Right now, the convention center is creating the most excitement because of the $21.4 million expansion project that has added 58,000 square feet of contiguous meeting space with 1,500 parking spaces available outside.

"We feel it will give us an important leg up," Garrett said. "It's designed and built so it can hold 65 percent to 70 percent of all trade shows in the country."

Working together, working apart

As Batistatos builds his case for a major convention/sports complex in Lake County that would be on a par with Illinois facilities, he also emphasizes his board of directors remains firmly committed to seeking a merger with the Porter and LaPorte county visitors bureaus. That is something those two tourist agencies always have resisted.

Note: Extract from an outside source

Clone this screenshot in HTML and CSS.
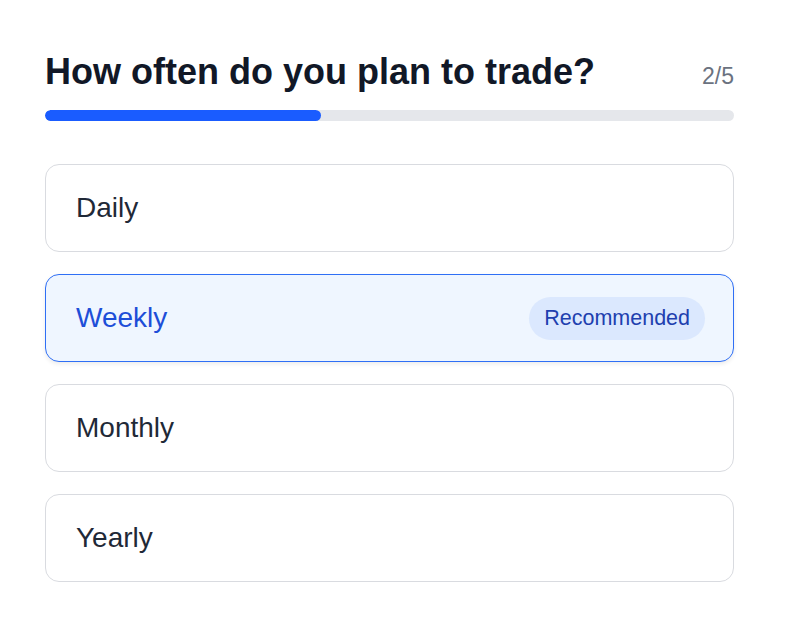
FILE: index.html
```html
<!DOCTYPE html>
<html lang="en">
<head>
    <meta charset="UTF-8">
    <meta name="viewport" content="width=device-width, initial-scale=1.0">
    <title>Trading frequency</title>
    <link rel="stylesheet" href="styles.css">
</head>
<body>
    <div class="quiz">
        <div class="quiz-header">
            <h1>How often do you plan to trade?</h1>
            <span class="step">2/5</span>
        </div>
        <div class="progress">
            <div class="progress-fill" style="width: 40%"></div>
        </div>

        <div class="options">
            <div class="option">Daily</div>
            <div class="option selected">
                <span>Weekly</span>
                <span class="badge">Recommended</span>
            </div>
            <div class="option">Monthly</div>
            <div class="option">Yearly</div>
        </div>
    </div>
</body>
</html>
```

FILE: styles.css
```css
body {
    font-family: 'Liberation Sans', Arial, sans-serif;
    margin: 0;
    padding: 0;
    background: #ffffff;
    color: #1f2937;
}
.quiz {
    width: 689px;
    margin: 0 0 0 45px;
    padding-top: 50px;
}
.quiz-header {
    display: flex;
    justify-content: space-between;
    align-items: baseline;
}
h1 {
    margin: 0;
    font-size: 36px;
    line-height: 44px;
    font-weight: bold;
    color: #111827;
}
.step {
    font-size: 23px;
    color: #6b7280;
}
.progress {
    margin-top: 16px;
    height: 11px;
    background: #e5e7eb;
    border-radius: 6px;
    overflow: hidden;
}
.progress-fill {
    height: 100%;
    background: #1a5cff;
    border-radius: 6px;
}
.options {
    margin-top: 43px;
    display: flex;
    flex-direction: column;
    gap: 22px;
}
.option {
    height: 88px;
    box-sizing: border-box;
    padding: 0 28px 0 30px;
    border: 1px solid #d9dbe0;
    border-radius: 14px;
    display: flex;
    align-items: center;
    justify-content: space-between;
    font-size: 28px;
    color: #1f2937;
}
.option.selected {
    background: #eff6ff;
    border-color: #2f6ff5;
    color: #1d4ed8;
    box-shadow: 0 2px 4px rgba(0, 0, 0, 0.08);
}
.badge {
    background: #dbe8fe;
    color: #1e40af;
    font-size: 21.5px;
    padding: 9px 15px;
    border-radius: 22px;
}
```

"We need game-changers. We need investment," Batistatos said.

Weimer said the board of directors of Indiana Dunes Tourism firmly believes in regionalism but remains opposed to what she termed a "hostile takeover" by Lake County.

She pointed out Indiana Dunes Tourism already is a member of the Northern Indiana Tourism Development Commission, a cooperative spanning seven northern Indiana counties.

Arnett in LaPorte County also pointed out his tourism bureau is a member of the seven-county development commission, which allows members to share financial resources and marketing efforts.

"We are in it because we want to be in it," he said. "We are not being forced into it."

Batistatos maintains the recent recession has created the "perfect storm," battering tourism across all three counties.

Batistatos said it doesn't look like the region will be getting lost visitors back, in large part because it lacks a suitable facility for many youth sporting events. He pointed out that nine Amateur Athletic Union basketball tournaments organized by Gary-based Baylor Basketball will be going to the Hidden Cove Sportsplex in Bourbonnais, Ill., this year and two others to other cities.

The authority estimates the region will miss out on 26,250 visitors who would generate $1.26 million in total economic impact because the tournaments are not being held here.